--- Material ---
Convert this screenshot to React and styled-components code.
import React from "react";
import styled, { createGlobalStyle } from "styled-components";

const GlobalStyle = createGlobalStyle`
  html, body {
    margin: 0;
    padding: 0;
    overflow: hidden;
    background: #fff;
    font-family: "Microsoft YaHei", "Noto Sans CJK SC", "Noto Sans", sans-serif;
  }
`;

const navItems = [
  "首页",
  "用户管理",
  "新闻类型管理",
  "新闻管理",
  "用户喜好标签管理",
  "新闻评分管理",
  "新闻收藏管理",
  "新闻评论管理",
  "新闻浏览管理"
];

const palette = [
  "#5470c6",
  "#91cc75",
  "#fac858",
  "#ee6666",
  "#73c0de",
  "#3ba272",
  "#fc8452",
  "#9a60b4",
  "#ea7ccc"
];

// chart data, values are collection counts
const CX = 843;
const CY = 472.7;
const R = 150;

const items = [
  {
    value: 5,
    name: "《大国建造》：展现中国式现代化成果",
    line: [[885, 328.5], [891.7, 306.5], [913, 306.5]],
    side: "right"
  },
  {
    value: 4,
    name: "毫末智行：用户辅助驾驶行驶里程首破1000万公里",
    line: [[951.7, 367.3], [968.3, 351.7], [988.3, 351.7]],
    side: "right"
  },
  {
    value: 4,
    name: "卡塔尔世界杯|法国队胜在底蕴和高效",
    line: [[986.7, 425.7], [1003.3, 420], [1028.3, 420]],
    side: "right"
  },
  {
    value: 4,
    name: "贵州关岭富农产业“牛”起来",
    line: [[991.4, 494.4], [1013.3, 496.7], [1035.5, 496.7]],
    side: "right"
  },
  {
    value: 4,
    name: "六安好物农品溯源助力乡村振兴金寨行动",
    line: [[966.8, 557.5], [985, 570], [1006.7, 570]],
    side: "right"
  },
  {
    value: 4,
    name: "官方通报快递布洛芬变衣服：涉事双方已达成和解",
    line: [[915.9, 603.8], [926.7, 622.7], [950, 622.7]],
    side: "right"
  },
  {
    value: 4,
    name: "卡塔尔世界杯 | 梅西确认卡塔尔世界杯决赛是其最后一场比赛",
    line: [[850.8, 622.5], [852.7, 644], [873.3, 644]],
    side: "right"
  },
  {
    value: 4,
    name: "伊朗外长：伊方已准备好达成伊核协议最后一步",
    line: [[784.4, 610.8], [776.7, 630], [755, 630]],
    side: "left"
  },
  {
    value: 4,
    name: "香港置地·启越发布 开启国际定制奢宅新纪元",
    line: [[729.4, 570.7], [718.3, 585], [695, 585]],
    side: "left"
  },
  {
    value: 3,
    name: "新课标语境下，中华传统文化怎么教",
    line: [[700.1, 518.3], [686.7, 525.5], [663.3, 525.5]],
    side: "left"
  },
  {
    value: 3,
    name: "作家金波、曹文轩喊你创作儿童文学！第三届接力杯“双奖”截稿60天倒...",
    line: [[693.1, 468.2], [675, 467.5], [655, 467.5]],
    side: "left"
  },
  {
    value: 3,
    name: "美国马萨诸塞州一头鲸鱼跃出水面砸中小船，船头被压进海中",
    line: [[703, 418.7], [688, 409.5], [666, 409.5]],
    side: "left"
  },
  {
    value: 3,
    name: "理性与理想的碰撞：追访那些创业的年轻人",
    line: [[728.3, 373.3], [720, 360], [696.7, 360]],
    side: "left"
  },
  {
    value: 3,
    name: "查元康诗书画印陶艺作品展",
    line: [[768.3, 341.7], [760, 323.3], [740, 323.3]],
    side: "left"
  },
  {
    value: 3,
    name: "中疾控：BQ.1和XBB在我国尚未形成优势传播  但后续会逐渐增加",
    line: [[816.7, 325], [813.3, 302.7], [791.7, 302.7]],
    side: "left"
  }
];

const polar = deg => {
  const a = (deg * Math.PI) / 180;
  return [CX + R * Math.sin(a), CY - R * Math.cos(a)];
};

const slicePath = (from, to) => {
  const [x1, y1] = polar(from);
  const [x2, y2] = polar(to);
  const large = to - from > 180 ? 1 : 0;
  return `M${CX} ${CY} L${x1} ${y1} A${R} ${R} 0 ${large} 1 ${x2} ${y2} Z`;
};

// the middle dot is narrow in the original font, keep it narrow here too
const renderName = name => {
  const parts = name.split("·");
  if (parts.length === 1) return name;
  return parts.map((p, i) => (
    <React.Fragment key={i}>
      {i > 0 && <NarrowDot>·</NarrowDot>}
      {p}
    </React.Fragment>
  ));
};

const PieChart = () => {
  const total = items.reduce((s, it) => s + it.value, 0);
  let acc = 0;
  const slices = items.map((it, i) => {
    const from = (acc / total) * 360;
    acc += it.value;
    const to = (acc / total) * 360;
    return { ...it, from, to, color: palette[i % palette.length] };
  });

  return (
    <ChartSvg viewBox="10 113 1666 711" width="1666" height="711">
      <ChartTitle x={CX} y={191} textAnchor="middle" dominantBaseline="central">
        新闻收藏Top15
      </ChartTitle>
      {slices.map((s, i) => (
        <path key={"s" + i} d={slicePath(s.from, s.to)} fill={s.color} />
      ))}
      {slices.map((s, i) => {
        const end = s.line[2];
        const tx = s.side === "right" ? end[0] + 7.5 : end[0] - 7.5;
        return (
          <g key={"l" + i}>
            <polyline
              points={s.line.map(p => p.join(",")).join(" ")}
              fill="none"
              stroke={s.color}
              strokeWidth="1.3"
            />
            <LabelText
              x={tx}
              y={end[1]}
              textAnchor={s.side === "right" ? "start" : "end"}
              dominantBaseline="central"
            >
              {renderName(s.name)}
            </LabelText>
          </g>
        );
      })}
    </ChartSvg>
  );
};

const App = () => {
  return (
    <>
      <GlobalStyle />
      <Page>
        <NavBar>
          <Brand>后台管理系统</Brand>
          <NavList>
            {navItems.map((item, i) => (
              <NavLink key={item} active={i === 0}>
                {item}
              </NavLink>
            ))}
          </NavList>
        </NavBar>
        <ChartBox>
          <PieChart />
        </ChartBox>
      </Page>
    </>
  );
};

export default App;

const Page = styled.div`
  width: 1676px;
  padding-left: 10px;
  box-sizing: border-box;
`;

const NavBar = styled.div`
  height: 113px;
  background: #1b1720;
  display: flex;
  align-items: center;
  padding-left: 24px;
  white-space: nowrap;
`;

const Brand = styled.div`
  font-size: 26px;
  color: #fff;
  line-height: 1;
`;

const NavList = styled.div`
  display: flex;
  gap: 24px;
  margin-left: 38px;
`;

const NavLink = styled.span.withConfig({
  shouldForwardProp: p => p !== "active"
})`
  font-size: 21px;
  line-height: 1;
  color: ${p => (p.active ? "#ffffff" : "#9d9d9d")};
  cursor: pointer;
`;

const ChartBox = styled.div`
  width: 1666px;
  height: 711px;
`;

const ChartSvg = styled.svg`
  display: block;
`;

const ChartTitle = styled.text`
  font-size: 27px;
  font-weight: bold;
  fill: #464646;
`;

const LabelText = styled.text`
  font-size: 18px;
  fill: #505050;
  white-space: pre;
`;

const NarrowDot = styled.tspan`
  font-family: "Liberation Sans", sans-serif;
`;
---
## Set problem
From the data above, copy each line that has the string "components".

## Right answer
Convert this screenshot to React and styled-components code.
import styled, { createGlobalStyle } from "styled-components";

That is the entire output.